This fact in itself is strong evidence for the idea that the Celtic Druids received their knowledge from the earlier proto-Druids – the megalithic builders – since the very stones themselves show that these pre-Celts were honouring those special times of the year which later continued to be recognised by Celtic society, and later still, by co-option, even by Christianity. Lockyer also found that later constructions were oriented to mark the solstices – by about 1600 BC this had become the general practice among the circle builders.
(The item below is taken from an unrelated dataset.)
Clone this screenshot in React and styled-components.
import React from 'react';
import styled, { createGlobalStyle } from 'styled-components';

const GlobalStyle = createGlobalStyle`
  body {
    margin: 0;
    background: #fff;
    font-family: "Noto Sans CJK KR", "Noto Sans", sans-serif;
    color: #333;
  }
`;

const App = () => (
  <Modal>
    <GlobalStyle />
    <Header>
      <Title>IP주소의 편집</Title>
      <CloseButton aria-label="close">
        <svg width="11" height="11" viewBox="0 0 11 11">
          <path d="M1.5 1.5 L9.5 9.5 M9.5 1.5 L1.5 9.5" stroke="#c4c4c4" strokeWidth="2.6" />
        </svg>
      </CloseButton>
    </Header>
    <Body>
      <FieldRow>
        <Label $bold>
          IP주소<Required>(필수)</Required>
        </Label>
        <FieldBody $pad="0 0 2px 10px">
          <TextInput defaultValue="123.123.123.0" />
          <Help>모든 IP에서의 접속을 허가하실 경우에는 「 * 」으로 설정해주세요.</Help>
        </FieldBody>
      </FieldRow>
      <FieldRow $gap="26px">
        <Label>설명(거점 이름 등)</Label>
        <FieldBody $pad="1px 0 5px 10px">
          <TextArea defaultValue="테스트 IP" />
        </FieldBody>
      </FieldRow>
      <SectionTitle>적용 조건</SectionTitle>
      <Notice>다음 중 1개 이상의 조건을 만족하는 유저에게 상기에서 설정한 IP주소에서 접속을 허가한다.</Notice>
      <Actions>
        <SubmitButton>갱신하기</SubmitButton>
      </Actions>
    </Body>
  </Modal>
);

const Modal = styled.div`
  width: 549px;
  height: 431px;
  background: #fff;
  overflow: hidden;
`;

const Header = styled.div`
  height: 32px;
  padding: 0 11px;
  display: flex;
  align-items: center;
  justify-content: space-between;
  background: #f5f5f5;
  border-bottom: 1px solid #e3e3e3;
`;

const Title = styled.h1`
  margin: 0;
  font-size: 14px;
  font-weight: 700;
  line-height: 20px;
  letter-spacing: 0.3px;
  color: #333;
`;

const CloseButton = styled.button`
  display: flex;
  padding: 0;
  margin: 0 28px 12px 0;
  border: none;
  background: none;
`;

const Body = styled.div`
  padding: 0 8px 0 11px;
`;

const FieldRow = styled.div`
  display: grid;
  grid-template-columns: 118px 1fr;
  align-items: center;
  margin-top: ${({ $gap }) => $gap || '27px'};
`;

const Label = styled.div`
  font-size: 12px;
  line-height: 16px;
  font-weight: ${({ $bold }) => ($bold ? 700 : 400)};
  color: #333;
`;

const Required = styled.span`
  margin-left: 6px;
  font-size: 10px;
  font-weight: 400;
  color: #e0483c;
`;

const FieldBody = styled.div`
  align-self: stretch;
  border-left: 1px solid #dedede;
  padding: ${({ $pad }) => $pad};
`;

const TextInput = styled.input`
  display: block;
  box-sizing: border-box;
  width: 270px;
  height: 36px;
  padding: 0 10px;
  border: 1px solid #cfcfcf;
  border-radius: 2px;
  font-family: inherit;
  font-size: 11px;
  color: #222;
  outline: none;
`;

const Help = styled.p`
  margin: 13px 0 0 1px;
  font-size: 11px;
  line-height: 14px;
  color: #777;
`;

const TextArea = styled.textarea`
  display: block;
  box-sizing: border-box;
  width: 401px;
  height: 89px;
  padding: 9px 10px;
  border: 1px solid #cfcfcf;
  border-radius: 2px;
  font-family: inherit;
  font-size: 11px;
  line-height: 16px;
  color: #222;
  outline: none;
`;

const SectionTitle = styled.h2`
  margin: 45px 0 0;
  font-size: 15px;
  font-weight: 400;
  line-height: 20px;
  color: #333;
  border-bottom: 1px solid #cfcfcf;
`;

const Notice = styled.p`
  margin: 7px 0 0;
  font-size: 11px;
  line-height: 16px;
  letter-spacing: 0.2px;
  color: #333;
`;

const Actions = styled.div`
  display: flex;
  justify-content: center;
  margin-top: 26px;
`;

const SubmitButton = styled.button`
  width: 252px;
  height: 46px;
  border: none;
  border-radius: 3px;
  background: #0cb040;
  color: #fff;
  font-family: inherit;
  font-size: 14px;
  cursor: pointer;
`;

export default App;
Lockyer initiated an impulse to study the astronomical orientations of stone circles which was taken up by, among others, the astronomer Gerald Hawkins of Boston University. In 1965 Hawkins published Stonehenge Decoded, in which he detailed his discovery that by computing the extreme seasonal positions of the sun and moon in 1500 BC ten of the sighting lines and stone alignments of the monument pointed to solar positions and fourteen to lunar ones. He also proposed the idea that the fifty-six Aubrey holes at Stonehenge were used to mark the fifty-six years of the moon’s eclipse cycle. The archaeologist Professor Atkinson attempted to debunk the idea that Stonehenge could have been constructed with these sophisticated functions in mind, but was converted to astroarchaeology, as it has come to be called, after studying the work of Professor Alexander Thom.48 An engineer, Thom had made accurate surveys of several hundred circles and megalithic sites all over Britain. In studying these surveys, he came to the conclusion that they were all meticulously designed according to a unified standard or canon of geometry that seemed closely related to the system of mathematics that we know as Pythagorean.
Since Pythagoras taught over a thousand years after the construction of these sites, it seems that the claim made by Clement of Alexandria in the second century that Pythagoras learned his science and philosophy from the Druids, rather than vice versa, may not be so unlikely after all. There is a Druid adage that the truth is ‘written in the stones’. It seems that the astro-archaeologists have at last begun to decipher this writing that has remained incomprehensible for so long.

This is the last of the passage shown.